*Problem to work on*. Nothing after the line with "border-t-[#e3e3e3] border-l-[#e3e3e3] border-b-[#696969]" belongs in the copy; extract the lines below from the top through that line, pictures left out.

[Stored items from a collection]
####
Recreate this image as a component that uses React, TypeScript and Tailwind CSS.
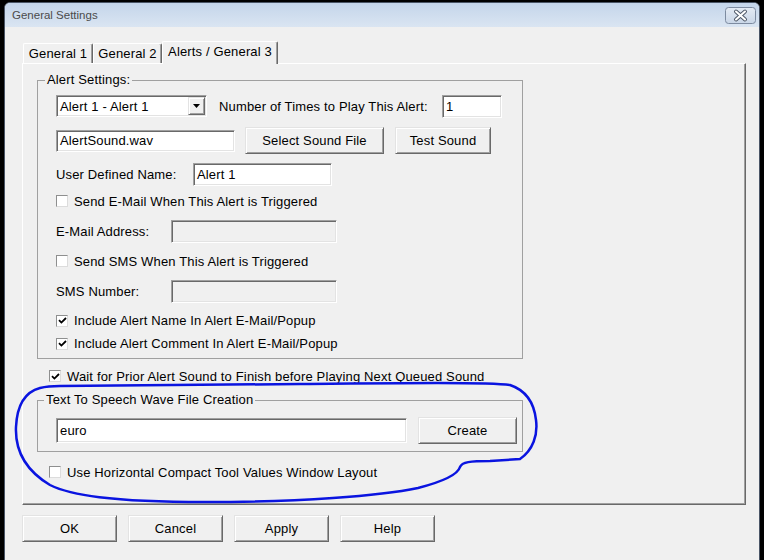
import React from "react";

const sunken =
  "border border-t-[#a0a0a0] border-l-[#a0a0a0] border-b-white border-r-white shadow-[inset_1px_1px_0_#696969,inset_-1px_-1px_0_#e3e3e3]";
const raised =
  "border border-t-[#e3e3e3] border-l-[#e3e3e3] border-b-[#696969] border-r-[#696969] shadow-[inset_1px_1px_0_#fff,inset_-1px_-1px_0_#a0a0a0] bg-[#f0f0f0]";

const Btn: React.FC<{ className?: string; children: React.ReactNode }> = ({ className = "", children }) => (
  <button className={`flex items-center justify-center text-black ${raised} ${className}`}>{children}</button>
);

const Field: React.FC<{ className?: string; value?: string; disabled?: boolean }> = ({
  className = "",
  value = "",
  disabled = false,
}) => (
  <div className={`flex items-center pl-[3px] ${disabled ? "bg-[#f0f0f0]" : "bg-white"} ${sunken} ${className}`}>
    {value}
  </div>
);

const Check: React.FC<{ checked?: boolean; label: string; className?: string }> = ({
  checked = false,
  label,
  className = "",
}) => (
  <div className={`flex items-center ${className}`}>
    <span className="flex h-[12px] w-[12px] items-center justify-center border border-t-[#8e8f8f] border-l-[#8e8f8f] border-b-[#dcdcdc] border-r-[#dcdcdc] bg-white">
      {checked && (
        <svg width="9" height="9" viewBox="0 0 9 9">
          <path d="M1 4.2 L3.4 6.6 L8 2" fill="none" stroke="#000" strokeWidth="1.8" />
        </svg>
      )}
    </span>
    <span className="ml-[6px]">{label}</span>
  </div>
);

const CloseBtn = () => (
  <svg width="31" height="17" viewBox="0 0 31 17">
    <defs>
      <linearGradient id="cb" x1="0" y1="0" x2="0" y2="1">
        <stop offset="0" stopColor="#e4ebf4" />
        <stop offset="1" stopColor="#c9d6e7" />
      </linearGradient>
    </defs>
    <rect x="0.5" y="0.5" width="30" height="16" rx="3" fill="url(#cb)" stroke="#7d8ba0" />
    <path d="M11 4.5 L20 12.5 M20 4.5 L11 12.5" stroke="#4f5968" strokeWidth="4" strokeLinecap="round" />
    <path d="M11 4.5 L20 12.5 M20 4.5 L11 12.5" stroke="#fff" strokeWidth="2" strokeLinecap="round" />
  </svg>
);

const Tab: React.FC<{ label: string; width: string; active?: boolean }> = ({ label, width, active = false }) => (
  <div
    className={`flex items-center justify-center rounded-t-[2px] border-l border-t border-r border-l-white border-t-white border-r-[#696969] bg-[#f0f0f0] shadow-[inset_-1px_0_0_#a0a0a0] ${width} ${
      active ? "relative z-10 -mb-px h-[23px] pb-[3px]" : "h-[20px]"
    }`}
  >
    {label}
  </div>
);

export default function App() {
  return (
    <div className="relative h-[560px] w-[764px] overflow-hidden bg-black font-['Liberation_Sans',Arial,sans-serif] text-[13px] leading-[15px] tracking-[0.15px] text-black">
      <div className="ml-[4px] mt-[2px] flex h-[570px] w-[756px] flex-col rounded-t-[6px] border border-[#4a5566] bg-[#f0f0f0]">
        <div className="flex h-[24px] items-center justify-between rounded-t-[5px] bg-gradient-to-b from-[#c4d5ea] to-[#dae5f2] pl-[7px] pr-[3px]">
          <span className="text-[11.5px] tracking-normal text-[#4b4b4b]">General Settings</span>
          <CloseBtn />
        </div>

        <div className="ml-[18px] mt-[14px] flex items-end">
          <Tab label="General 1" width="w-[70px]" />
          <Tab label="General 2" width="w-[69px]" />
          <Tab label="Alerts / General 3" width="w-[116px]" active />
        </div>

        <div className="ml-[17px] flex h-[442px] w-[724px] flex-col border border-l-white border-t-white border-b-[#696969] border-r-[#696969] shadow-[inset_-1px_-1px_0_#a0a0a0]">
          <fieldset className="ml-[14px] mt-[8px] w-[486px] border border-[#a0a0a0]">
            <legend className="ml-[7px] px-[2px] leading-[16px]">Alert Settings:</legend>
            <div className="pb-[3px] pl-[18px] pt-[7px]">
              <div className="flex h-[22px] items-center">
                <div className={`flex h-[22px] w-[151px] items-center bg-white pl-[3px] pr-[1px] ${sunken}`}>
                  <span className="flex-1">Alert 1 - Alert 1</span>
                  <span className={`flex h-[18px] w-[17px] items-center justify-center ${raised}`}>
                    <svg width="7" height="4" viewBox="0 0 7 4">
                      <path d="M0 0 H7 L3.5 4 Z" fill="#000" />
                    </svg>
                  </span>
                </div>
                <span className="ml-[12px] w-[223px]">Number of Times to Play This Alert:</span>
                <Field className="h-[23px] w-[60px]" value="1" />
              </div>
              <div className="mt-[10px] flex h-[27px] items-center">
                <Field className="h-[22px] w-[179px]" value="AlertSound.wav" />
                <Btn className="ml-[10px] h-[27px] w-[139px]">Select Sound File</Btn>
                <Btn className="ml-[11px] h-[27px] w-[96px]">Test Sound</Btn>
              </div>
              <div className="mt-[9px] flex h-[23px] items-center">
                <span className="w-[137px]">User Defined Name:</span>
                <Field className="h-[23px] w-[139px]" value="Alert 1" />
              </div>
              <Check className="mt-[3px] h-[24px]" label="Send E-Mail When This Alert is Triggered" />
              <div className="mt-[6px] flex h-[24px] items-center">
                <span className="w-[115px]">E-Mail Address:</span>
                <Field className="h-[23px] w-[166px]" disabled />
              </div>
              <Check className="mt-[6px] h-[24px]" label="Send SMS When This Alert is Triggered" />
              <div className="mt-[6px] flex h-[24px] items-center">
                <span className="w-[115px]">SMS Number:</span>
                <Field className="h-[23px] w-[166px]" disabled />
              </div>
              <Check className="mt-[6px] h-[23px]" checked label="Include Alert Name In Alert E-Mail/Popup" />
              <Check className="h-[23px]" checked label="Include Alert Comment In Alert E-Mail/Popup" />
            </div>
          </fieldset>

          <Check
            className="ml-[26px] mt-[7px] h-[20px]"
            checked
            label="Wait for Prior Alert Sound to Finish before Playing Next Queued Sound"
          />

          <fieldset className="ml-[14px] mt-[6px] w-[486px] border border-[#a0a0a0]">
            <legend className="ml-[6px] px-[2px] leading-[16px]">Text To Speech Wave File Creation</legend>
            <div className="flex h-[43px] items-start pb-[7px] pl-[18px] pt-[9px]">
              <Field className="mt-px h-[25px] w-[351px]" value="euro" />
              <Btn className="ml-[11px] h-[27px] w-[99px]">Create</Btn>
            </div>
          </fieldset>

          <Check className="ml-[26px] mt-[10px] h-[20px]" label="Use Horizontal Compact Tool Values Window Layout" />
        </div>

        <div className="ml-[17px] mt-[10px] flex gap-[11px]">
          <Btn className="h-[27px] w-[95px]">OK</Btn>
          <Btn className="h-[27px] w-[95px]">Cancel</Btn>
          <Btn className="h-[27px] w-[95px]">Apply</Btn>
          <Btn className="h-[27px] w-[95px]">Help</Btn>
        </div>
      </div>

      <svg className="pointer-events-none absolute left-0 top-0" width="764" height="560" viewBox="0 0 764 560">
        <path
          d="M40 388 C25 392 17 405 16 427 C15 450 25 470 50 485 C70 495 110 502 205 502 C300 502 380 496 418 488 C445 481 458 474 460 467 C462 462 470 461 490 461 L520 459 C533 450 538 435 536 420 C534 402 525 390 510 385 C490 382 400 383 300 384 L60 386 C50 386 44 387 40 388 Z"
          fill="none"
          stroke="#0a14e0"
          strokeWidth="2.5"
        />
      </svg>
    </div>
  );
}
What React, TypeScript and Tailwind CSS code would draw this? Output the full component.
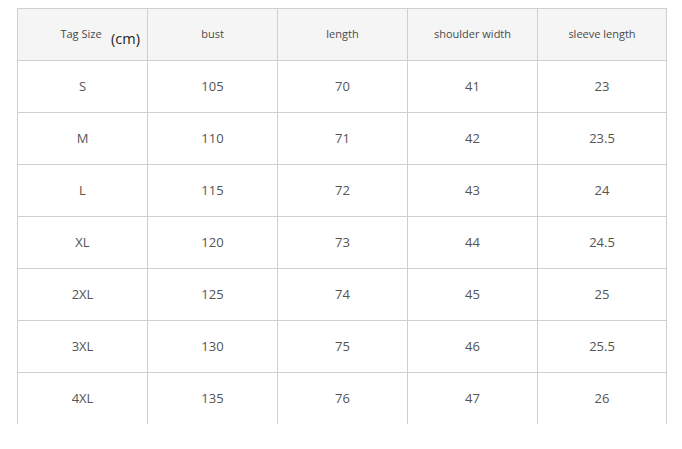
import React from "react";

const header = ["Tag Size", "bust", "length", "shoulder width", "sleeve length"];
const rows: string[][] = [
  ["S", "105", "70", "41", "23"],
  ["M", "110", "71", "42", "23.5"],
  ["L", "115", "72", "43", "24"],
  ["XL", "120", "73", "44", "24.5"],
  ["2XL", "125", "74", "45", "25"],
  ["3XL", "130", "75", "46", "25.5"],
  ["4XL", "135", "76", "47", "26"],
];

export default function App() {
  return (
    <div
      className="w-[682px] h-[449px] bg-white pl-[17px] pt-[8px]"
      style={{ fontFamily: '"Open Sans", "Noto Sans", sans-serif' }}
    >
      <div className="w-[650px] border-l border-t border-[#cfcfcf] grid grid-cols-[130px_130px_130px_130px_129px]">
        {header.map((h, i) => (
          <div
            key={h}
            className="relative h-[52px] border-r border-b border-[#cfcfcf] bg-[#f5f5f5] flex items-center justify-center text-[11px] text-[#4a4a4a]"
          >
            <span className={i === 0 ? "-ml-[3px]" : ""}>{h}</span>
            {i === 0 && (
              <span className="absolute left-[93px] top-[23px] text-[14.5px] text-[#222] leading-none">(cm)</span>
            )}
          </div>
        ))}
        {rows.map((r, ri) =>
          r.map((c, ci) => (
            <div
              key={ri + "-" + ci}
              className={
                "flex items-center justify-center border-r border-[#cfcfcf] text-[13px] text-[#555] " +
                (ri === rows.length - 1 ? "h-[51px]" : "h-[52px] border-b")
              }
            >
              {c}
            </div>
          ))
        )}
      </div>
    </div>
  );
}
####
*The result*.
Recreate this image as a component that uses React, TypeScript and Tailwind CSS.
import React from "react";

const sunken =
  "border border-t-[#a0a0a0] border-l-[#a0a0a0] border-b-white border-r-white shadow-[inset_1px_1px_0_#696969,inset_-1px_-1px_0_#e3e3e3]";
const raised =
  "border border-t-[#e3e3e3] border-l-[#e3e3e3] border-b-[#696969] border-r-[#696969] shadow-[inset_1px_1px_0_#fff,inset_-1px_-1px_0_#a0a0a0] bg-[#f0f0f0]";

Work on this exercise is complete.